Gefion, we are told, was a virgin, and was thus served by women who died unmarried. This statement, however, is contradicted in The Prose Edda itself as well as in other sources. As you will read in the two accounts below, early in her career Gefion had four oxen-sons by a giant. Later she married Odin's son Skjold and settled in Leire, Denmark.
Further complicating Gefion's story is the fact that "Gefn" is one of the many names given to Freyja, the Norse goddess of love and procreation. "Gefn" may be a shortened form of "Gefion," and thus Gefion may be an alter ego of Freyja, who in turn may be an alter ego of Frigg, the wife of Odin.
Gefion creates the Island of Zealand
King Gylfi ruled the lands that are now called Sweden. It is told of him that he gave a ploughland in his kingdom, the size four oxen could plough in a day and a night, to a beggar-woman as a reward for the way she had entertained him. This woman, however, was of the family of the ?sir. Her name was Gefion. From the north of Giantland she took four oxen and yoked them to a plough, but those were her sons by a giant. The plough went in so hard and deep that it loosened the land and the oxen dragged it westwards into the sea, stopping in a certain sound. There Gefion set the land for good and gave it a name, calling it Zealand.
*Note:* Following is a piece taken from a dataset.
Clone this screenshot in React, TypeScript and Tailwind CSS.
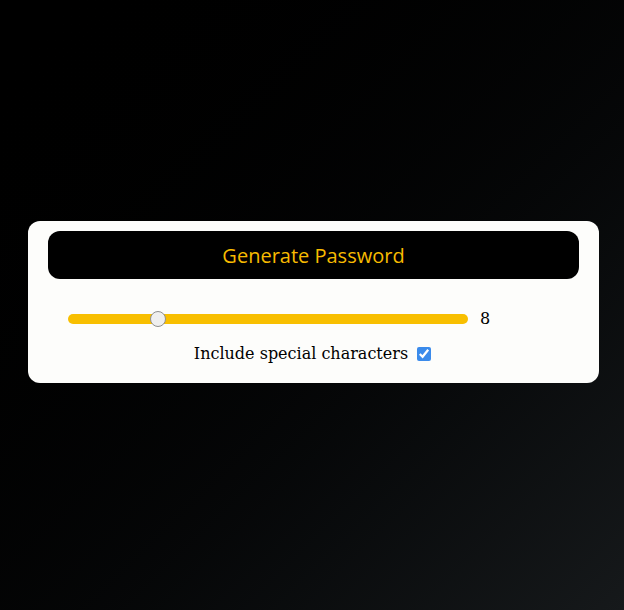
import { useState } from 'react';

export default function App() {
  const [length, setLength] = useState(8);
  const [special, setSpecial] = useState(true);

  return (
    <div className="min-h-screen bg-linear-to-br from-black to-[#16191b] pt-[221px] pl-[28px]">
      <div className="w-[571px] rounded-xl bg-[#fdfdfb] px-5 pt-[10px] pb-[17px]">
        <button className="h-12 w-full rounded-xl bg-black pt-px text-[20px] text-[#f7bb00] [font-family:'Open_Sans',sans-serif]">
          Generate Password
        </button>

        <div className="mt-7 flex h-6 items-center pl-5 [font-family:'DejaVu_Serif',serif]">
          <input
            type="range"
            min={2}
            max={30}
            value={length}
            onChange={(e) => setLength(Number(e.target.value))}
            className="h-[10px] w-[400px] cursor-pointer appearance-none rounded-full bg-[#f8bf00] outline-none [&::-webkit-slider-thumb]:h-4 [&::-webkit-slider-thumb]:w-4 [&::-webkit-slider-thumb]:appearance-none [&::-webkit-slider-thumb]:rounded-full [&::-webkit-slider-thumb]:border [&::-webkit-slider-thumb]:border-[#8f8f8f] [&::-webkit-slider-thumb]:bg-[#efefef]"
          />
          <span className="ml-3 text-base text-black">{length}</span>
        </div>

        <label className="mt-[11px] flex h-6 items-center justify-center gap-[9px] pr-[2px] text-base text-black [font-family:'DejaVu_Serif',serif]">
          Include special characters
          <input
            type="checkbox"
            checked={special}
            onChange={(e) => setSpecial(e.target.checked)}
            className="h-[14px] w-[14px] accent-[#3b8beb]"
          />
        </label>
      </div>
    </div>
  );
}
But the place where the land had been torn up was afterwards a lake. It is now known in Sweden as "The Lake." And there are as many bays in "The Lake" as there are headlands in Zealand.
As the poet Bragi the Old says:
Gefion dragged with laughter
from Gylfi liberal prince
What made Denmark larger,
so that beasts of draught
the oxen reeked with sweat;
four heads they had, eight eyes to boot
who went before broad island-pasture
ripped away as loot.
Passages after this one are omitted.